Octavio Cruz
A raíz del asesinato planificado y ejecutado del joven político Miguel Uribe Turbay —actor, con toda probabilidad, inocente de la inmolación— por parte de una sociedad oscura y estructurada que dirige el país, se evidencia con claridad lo que para muchos es apenas una leyenda negra, e incluso una teoría social disruptiva: los grupos violentos, ya sean guerrilleros, paramilitares, bandas o clanes de la delincuencia común, generalmente vinculados a mafias que giran en torno a negocios ilegales (y en ocasiones también legales, como minería, transporte o comercio de alimentos), actúan con un objetivo concreto: la dominación territorial, sin importar el color político o social que digan representar.
En realidad, son consecuencia y herramienta del mismo establecimiento económico. Este puede ser el tradicional, heredero de la aristocracia local, o el de nuevos burgueses que buscan codearse con ella, rompiendo las barreras de clase impuestas por la estratificación social. Sus fortunas, en buena parte, provienen del narcotráfico y otros negocios ilícitos, como el contrabando. Así, logran unir orígenes aparentemente opuestos, pero compatibles cuando media la ambición, la avaricia y la codicia por acumular riquezas sin importar el medio.

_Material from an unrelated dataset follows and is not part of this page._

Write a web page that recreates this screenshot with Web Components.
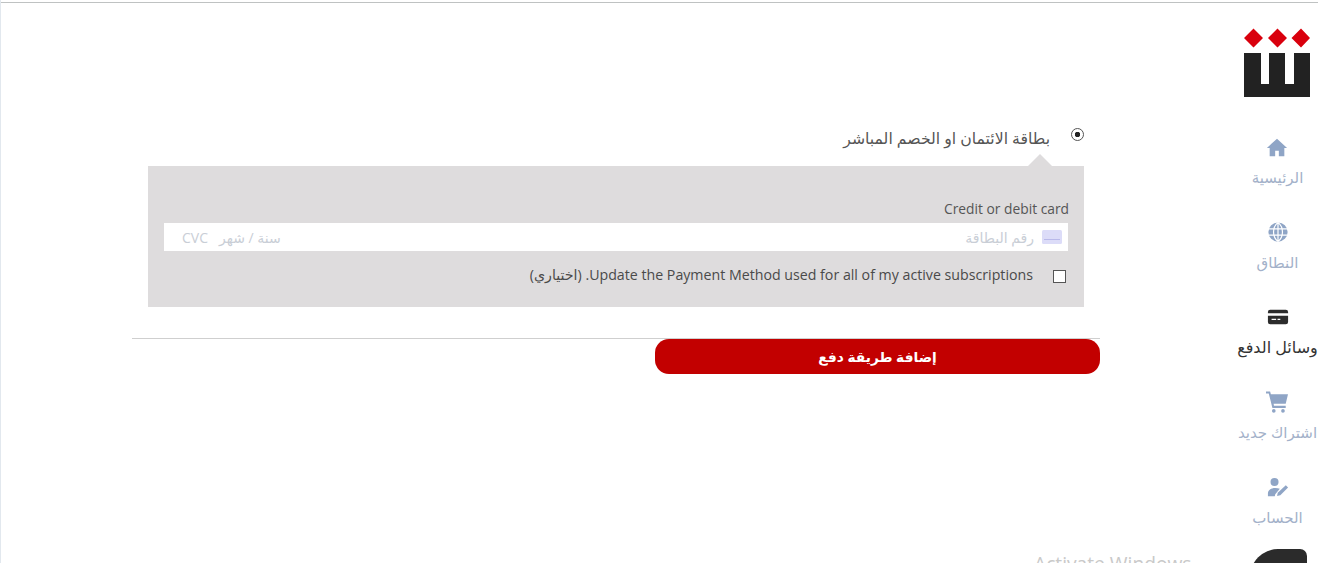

El resultado es el que padecen nuestras sociedades: comunidades carcomidas por la angustia, el desespero y la impotencia, atrapadas en conflictos creados de manera intencionada para mantener vigente la pobreza y la zozobra. De ahí surge la certeza de que no es una exageración desconfiar de las “buenas intenciones” o de las declaraciones oficiales que, una y otra vez, intentan dar explicaciones confusas para convencer incautos.
Detrás de estas narrativas se oculta una metodología probada y exitosa, que opera sobre territorios arrasados y poblaciones sometidas, bajo el pretexto de una supuesta “obligación” en la lógica de la guerra. En realidad, cumplen el papel de detonadores del caos que sostiene el poder de la actual dirigencia política y financiera, exacerbada por el deseo insaciable de acumular fortunas. Y lo hacen sin importar las personas ni las comunidades que sufren las consecuencias, amparados por un sistema perverso que se impone por la fuerza, sin sanciones, ni freno moral, ni consideración ética alguna.